* Start DATASET CONTENT *

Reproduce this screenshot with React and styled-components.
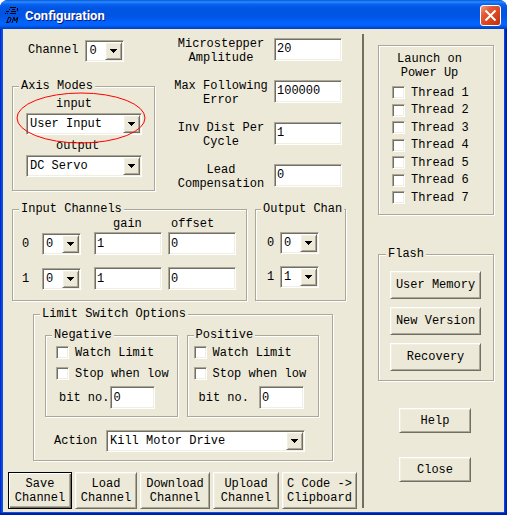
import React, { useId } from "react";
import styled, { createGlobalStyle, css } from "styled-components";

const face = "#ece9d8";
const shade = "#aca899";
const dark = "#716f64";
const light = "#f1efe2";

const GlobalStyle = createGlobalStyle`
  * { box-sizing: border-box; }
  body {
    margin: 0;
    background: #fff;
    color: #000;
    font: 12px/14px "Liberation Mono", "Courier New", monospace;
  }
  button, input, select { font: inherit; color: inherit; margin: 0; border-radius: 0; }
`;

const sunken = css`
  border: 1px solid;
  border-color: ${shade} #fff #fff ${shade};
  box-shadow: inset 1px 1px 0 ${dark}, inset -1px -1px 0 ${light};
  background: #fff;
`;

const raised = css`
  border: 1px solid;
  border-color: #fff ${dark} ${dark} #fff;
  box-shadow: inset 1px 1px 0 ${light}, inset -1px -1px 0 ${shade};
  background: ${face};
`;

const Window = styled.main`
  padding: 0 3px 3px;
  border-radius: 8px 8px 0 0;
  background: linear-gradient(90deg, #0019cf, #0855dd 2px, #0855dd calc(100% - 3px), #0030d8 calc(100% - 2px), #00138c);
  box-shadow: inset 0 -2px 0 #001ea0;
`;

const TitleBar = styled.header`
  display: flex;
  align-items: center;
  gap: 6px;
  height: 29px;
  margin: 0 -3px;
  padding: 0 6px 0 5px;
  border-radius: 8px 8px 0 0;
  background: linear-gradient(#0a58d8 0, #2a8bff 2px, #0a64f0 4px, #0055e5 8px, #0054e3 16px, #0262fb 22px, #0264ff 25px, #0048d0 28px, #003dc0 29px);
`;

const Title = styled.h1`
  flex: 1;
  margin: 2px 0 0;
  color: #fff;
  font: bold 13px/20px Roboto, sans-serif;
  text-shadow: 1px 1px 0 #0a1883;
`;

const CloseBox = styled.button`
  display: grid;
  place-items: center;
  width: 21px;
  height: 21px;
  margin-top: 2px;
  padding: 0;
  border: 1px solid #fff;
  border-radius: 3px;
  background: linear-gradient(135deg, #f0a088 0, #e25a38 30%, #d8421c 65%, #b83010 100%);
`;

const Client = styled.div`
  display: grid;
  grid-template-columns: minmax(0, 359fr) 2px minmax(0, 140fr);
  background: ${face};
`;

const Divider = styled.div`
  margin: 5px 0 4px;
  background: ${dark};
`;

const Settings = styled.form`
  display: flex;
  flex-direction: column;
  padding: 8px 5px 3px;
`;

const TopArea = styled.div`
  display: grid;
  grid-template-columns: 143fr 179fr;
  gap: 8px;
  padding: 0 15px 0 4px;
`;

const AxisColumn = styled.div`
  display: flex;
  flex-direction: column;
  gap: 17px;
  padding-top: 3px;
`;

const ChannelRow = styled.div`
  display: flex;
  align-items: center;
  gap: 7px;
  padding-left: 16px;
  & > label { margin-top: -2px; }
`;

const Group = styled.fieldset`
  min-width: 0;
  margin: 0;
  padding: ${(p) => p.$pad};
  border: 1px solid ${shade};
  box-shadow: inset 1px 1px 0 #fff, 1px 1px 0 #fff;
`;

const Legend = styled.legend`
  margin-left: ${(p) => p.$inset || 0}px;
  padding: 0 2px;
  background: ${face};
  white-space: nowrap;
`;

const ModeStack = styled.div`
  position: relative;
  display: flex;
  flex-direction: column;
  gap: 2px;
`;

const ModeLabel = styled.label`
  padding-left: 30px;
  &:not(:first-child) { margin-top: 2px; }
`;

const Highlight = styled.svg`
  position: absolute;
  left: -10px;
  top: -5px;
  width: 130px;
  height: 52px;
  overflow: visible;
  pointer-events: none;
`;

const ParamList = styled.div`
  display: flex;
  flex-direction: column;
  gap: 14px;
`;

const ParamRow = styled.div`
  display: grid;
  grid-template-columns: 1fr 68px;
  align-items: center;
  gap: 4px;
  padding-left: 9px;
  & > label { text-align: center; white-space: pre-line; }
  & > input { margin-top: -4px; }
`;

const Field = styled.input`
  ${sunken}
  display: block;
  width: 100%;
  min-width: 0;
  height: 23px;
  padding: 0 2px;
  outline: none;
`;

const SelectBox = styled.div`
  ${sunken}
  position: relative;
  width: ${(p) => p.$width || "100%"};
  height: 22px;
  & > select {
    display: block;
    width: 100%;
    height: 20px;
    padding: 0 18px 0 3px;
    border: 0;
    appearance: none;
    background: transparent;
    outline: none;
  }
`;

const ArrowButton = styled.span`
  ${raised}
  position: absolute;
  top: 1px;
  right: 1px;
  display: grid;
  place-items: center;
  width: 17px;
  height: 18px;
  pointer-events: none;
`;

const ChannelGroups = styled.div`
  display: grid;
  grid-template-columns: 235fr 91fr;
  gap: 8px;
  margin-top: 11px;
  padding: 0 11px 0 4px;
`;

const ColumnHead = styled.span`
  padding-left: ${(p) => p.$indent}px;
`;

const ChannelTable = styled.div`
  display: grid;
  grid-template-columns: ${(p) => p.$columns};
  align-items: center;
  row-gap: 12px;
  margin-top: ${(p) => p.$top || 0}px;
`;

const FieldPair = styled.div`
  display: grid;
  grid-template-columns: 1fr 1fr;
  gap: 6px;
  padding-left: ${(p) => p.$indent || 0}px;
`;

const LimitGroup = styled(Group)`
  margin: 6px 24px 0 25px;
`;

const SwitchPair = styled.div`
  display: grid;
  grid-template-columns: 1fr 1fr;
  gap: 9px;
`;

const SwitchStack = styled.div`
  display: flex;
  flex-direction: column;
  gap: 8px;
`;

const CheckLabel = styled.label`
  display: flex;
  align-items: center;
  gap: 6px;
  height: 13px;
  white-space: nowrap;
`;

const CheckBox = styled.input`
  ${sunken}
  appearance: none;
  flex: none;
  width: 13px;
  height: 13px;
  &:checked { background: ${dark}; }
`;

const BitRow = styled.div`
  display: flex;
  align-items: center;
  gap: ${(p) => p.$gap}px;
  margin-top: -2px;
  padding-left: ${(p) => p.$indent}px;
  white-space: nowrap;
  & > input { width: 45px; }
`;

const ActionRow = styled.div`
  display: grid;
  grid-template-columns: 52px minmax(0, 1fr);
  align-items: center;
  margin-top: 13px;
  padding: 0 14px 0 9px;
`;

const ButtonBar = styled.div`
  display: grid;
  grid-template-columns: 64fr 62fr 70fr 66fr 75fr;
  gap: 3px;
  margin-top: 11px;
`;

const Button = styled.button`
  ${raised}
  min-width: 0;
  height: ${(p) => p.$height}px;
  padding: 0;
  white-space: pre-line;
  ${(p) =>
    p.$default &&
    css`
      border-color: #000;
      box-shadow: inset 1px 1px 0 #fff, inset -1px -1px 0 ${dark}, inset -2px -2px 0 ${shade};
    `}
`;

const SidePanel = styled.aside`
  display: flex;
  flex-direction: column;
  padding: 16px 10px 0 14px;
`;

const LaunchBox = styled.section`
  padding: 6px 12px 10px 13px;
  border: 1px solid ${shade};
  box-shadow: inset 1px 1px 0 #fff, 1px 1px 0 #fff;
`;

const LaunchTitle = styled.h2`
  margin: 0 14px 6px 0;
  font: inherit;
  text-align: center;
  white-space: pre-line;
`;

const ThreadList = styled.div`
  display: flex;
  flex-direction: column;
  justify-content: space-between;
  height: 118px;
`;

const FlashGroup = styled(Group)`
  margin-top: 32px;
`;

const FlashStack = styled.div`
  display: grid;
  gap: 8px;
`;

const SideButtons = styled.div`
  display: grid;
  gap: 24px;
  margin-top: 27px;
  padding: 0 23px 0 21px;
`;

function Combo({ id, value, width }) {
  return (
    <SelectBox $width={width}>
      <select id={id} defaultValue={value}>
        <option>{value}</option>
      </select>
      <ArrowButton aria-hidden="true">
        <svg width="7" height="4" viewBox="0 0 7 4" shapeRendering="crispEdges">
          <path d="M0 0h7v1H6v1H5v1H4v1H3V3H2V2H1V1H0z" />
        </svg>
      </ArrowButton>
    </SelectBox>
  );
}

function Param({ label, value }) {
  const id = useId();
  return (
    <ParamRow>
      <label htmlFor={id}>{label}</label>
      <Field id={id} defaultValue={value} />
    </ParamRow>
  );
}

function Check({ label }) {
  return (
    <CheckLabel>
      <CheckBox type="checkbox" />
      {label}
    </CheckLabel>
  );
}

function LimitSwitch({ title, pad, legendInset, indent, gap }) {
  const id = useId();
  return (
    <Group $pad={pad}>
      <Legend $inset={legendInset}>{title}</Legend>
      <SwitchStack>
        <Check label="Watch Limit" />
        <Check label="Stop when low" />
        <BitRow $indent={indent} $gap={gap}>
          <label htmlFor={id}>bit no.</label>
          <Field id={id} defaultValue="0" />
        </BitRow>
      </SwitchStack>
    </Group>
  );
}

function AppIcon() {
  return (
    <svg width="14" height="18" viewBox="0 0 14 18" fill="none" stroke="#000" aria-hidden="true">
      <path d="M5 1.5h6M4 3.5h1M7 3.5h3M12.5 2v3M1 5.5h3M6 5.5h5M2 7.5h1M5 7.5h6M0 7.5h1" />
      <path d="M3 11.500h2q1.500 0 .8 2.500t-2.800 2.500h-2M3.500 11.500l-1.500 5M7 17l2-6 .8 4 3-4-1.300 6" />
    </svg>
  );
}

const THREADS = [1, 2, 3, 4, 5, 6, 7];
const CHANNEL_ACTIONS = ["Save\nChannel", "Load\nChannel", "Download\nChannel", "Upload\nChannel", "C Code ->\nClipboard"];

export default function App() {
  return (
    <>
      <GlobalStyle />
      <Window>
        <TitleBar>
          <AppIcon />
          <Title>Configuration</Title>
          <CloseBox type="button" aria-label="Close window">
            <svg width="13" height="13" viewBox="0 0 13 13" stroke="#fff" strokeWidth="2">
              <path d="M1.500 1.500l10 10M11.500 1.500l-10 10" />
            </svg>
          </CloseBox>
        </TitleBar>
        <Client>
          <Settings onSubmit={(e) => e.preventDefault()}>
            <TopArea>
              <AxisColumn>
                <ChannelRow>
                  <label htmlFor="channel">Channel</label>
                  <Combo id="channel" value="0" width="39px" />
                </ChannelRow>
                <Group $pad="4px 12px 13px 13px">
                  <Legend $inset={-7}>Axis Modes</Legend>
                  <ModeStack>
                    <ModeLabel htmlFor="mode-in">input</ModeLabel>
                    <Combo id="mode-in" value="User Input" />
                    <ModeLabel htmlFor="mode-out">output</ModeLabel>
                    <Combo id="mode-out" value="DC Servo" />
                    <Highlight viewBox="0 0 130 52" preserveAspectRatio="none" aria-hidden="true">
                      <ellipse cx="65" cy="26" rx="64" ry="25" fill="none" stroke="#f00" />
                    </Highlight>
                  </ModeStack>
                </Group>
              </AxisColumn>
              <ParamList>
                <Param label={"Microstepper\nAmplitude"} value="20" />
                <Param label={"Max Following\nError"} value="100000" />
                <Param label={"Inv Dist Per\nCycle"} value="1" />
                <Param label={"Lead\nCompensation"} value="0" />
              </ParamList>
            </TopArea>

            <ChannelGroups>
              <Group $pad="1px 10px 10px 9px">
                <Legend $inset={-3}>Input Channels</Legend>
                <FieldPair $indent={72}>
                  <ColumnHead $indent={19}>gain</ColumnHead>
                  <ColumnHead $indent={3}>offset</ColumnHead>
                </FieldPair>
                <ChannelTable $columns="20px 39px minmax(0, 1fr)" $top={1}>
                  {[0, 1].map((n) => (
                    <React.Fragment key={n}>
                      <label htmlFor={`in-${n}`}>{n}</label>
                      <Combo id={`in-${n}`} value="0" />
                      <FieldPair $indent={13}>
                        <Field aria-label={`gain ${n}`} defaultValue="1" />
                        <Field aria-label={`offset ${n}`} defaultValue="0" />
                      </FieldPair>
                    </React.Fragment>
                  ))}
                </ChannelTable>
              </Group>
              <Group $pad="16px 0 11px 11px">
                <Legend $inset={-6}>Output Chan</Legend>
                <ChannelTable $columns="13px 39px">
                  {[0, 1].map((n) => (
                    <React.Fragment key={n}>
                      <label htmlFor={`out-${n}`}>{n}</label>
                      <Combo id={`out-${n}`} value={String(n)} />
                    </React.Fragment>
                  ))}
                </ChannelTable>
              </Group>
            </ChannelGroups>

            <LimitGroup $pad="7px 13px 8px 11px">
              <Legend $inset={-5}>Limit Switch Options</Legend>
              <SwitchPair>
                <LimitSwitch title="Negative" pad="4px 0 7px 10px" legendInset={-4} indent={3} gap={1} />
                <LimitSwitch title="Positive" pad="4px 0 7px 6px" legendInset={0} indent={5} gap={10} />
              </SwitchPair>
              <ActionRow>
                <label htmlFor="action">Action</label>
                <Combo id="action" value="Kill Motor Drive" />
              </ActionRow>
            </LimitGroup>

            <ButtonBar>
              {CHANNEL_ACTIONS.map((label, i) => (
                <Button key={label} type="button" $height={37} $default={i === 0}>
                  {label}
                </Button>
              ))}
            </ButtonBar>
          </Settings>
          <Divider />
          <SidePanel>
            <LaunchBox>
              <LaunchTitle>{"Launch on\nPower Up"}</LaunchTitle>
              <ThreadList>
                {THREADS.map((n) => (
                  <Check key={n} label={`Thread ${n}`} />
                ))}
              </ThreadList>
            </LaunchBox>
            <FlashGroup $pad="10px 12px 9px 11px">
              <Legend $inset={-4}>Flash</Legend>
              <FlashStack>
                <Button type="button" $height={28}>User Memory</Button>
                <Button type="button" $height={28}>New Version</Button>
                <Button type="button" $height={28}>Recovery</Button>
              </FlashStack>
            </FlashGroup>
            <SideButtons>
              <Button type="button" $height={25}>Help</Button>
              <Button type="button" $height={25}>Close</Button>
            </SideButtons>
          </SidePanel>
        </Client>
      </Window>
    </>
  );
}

* End DATASET CONTENT *

Note how many lines in the listing above hold the string "components", then give only that figure.

EXPECTED OUTPUT>
2